Majelis hakim agung yang terdiri dari Artidjo Alkostar sebagai ketua dan anggota M. Askin dan MS. Lumme menilai pemberian persetujuan penetapan pemberian FPJP kepada PT Bank Century oleh Budi Mulya dilakukan dengan itikad tidak baik yang dilakukan dengan cara melanggar pasal 45 dan penjelasannya UU No. 23 tatahun 1999 tentang Bank Indonesia sebagaimana telah diubah dengan UU No. 3 tahun 2004. Konsekuensi yuridisnya, perbuatan Budi merupakan perbuatan melawan hukum.

Perbuatan tersebut juga menyebabkan kerugian negara sejak penyetoran Penyertaan Modal Sementara (PMS) yang pertama kali pada 24 November 2008 hingga Desember 2013 sejumlah Rp8,012 triliun.
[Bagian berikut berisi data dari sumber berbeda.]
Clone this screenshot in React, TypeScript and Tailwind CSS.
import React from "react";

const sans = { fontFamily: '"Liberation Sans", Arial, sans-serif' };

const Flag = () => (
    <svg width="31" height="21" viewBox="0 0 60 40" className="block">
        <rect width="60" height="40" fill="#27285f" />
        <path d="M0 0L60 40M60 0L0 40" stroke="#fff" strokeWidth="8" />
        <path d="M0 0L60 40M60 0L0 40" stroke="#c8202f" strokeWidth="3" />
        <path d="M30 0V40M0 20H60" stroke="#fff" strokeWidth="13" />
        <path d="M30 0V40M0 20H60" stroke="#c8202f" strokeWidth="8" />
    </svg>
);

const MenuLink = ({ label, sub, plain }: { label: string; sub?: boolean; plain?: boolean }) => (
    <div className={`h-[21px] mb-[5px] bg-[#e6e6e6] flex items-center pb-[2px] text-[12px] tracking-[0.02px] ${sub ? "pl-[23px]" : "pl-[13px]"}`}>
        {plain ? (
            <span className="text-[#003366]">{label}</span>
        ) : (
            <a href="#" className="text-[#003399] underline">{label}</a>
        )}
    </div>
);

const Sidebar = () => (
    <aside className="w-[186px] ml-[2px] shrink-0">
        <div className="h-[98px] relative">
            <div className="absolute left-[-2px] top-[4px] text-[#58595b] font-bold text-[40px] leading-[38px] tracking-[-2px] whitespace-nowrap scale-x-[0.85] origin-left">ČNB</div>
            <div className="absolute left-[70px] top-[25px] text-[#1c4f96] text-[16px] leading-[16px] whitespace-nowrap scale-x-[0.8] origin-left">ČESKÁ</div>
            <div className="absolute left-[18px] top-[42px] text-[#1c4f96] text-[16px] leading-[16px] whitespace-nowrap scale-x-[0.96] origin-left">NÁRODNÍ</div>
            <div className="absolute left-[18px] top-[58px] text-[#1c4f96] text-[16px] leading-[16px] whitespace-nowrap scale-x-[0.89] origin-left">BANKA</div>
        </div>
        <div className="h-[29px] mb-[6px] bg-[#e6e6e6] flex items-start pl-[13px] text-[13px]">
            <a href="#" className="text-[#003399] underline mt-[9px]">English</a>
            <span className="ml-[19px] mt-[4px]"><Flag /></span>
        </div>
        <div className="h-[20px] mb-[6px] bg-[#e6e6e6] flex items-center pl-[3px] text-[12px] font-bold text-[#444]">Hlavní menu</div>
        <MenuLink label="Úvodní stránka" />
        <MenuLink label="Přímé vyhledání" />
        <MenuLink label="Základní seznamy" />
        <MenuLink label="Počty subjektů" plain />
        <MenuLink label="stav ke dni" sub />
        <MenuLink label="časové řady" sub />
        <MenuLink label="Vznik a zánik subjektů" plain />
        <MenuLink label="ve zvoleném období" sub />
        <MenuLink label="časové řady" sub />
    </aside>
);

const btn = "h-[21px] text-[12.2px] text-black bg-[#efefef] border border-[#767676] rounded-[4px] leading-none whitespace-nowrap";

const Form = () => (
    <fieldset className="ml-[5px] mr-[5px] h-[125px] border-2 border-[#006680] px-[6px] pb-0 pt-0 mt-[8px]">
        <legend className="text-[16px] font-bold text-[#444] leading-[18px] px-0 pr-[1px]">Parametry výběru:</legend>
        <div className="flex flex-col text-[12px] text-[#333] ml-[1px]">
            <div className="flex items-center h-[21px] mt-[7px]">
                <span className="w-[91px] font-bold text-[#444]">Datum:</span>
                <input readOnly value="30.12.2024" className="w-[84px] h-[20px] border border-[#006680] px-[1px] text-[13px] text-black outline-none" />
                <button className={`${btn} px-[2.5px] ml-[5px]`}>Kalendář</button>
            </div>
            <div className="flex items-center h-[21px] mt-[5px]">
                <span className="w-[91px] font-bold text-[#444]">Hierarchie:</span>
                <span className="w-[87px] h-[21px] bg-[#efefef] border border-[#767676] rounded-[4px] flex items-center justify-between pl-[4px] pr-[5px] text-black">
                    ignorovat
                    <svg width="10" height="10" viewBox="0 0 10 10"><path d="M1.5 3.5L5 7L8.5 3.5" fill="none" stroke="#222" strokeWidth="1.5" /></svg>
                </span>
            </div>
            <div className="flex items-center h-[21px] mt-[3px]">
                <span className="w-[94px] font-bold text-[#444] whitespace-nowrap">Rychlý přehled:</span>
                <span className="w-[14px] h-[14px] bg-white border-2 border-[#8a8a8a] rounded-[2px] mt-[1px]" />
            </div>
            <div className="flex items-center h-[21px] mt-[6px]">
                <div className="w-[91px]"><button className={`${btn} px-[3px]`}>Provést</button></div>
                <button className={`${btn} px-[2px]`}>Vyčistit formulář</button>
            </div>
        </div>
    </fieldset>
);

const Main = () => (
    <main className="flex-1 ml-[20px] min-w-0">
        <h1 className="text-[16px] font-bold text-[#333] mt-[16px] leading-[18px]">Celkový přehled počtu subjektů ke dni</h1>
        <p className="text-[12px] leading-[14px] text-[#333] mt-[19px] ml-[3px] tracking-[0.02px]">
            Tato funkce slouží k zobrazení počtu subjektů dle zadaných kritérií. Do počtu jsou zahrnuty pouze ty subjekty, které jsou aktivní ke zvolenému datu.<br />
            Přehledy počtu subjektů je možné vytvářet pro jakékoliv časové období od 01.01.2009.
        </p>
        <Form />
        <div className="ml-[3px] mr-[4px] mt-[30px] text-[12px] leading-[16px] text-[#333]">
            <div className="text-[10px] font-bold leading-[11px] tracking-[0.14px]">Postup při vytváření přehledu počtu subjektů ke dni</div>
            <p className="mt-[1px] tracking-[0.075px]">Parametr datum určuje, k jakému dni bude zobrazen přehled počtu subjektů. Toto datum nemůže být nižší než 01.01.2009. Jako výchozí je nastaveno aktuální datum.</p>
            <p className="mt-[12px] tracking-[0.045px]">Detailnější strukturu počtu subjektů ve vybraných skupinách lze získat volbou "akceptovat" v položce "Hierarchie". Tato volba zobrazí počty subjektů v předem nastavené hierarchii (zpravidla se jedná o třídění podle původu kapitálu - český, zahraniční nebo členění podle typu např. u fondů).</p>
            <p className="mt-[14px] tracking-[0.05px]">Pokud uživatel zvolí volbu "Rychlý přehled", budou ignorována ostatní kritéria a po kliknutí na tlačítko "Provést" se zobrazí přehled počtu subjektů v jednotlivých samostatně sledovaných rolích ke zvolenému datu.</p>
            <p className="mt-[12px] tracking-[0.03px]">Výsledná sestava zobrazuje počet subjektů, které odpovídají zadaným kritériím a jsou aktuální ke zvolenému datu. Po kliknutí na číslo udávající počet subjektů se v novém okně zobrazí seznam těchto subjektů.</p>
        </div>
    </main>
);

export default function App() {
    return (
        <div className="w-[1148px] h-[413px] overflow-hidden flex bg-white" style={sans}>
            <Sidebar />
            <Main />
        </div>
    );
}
Jumlah kerugian keuangan negara tersebut yang sangat besar di tengah banyak rakyat Indonesia yang hidup dalam kemiskinan dan telah mencederai kepercayaan masyarakat terhadap kesungguhan negara dalam membangun demokrasi ekonomi sehingga perlu dijatuhi pidana yang tepat sesuai dengan sifat berbahayanya kejahatan.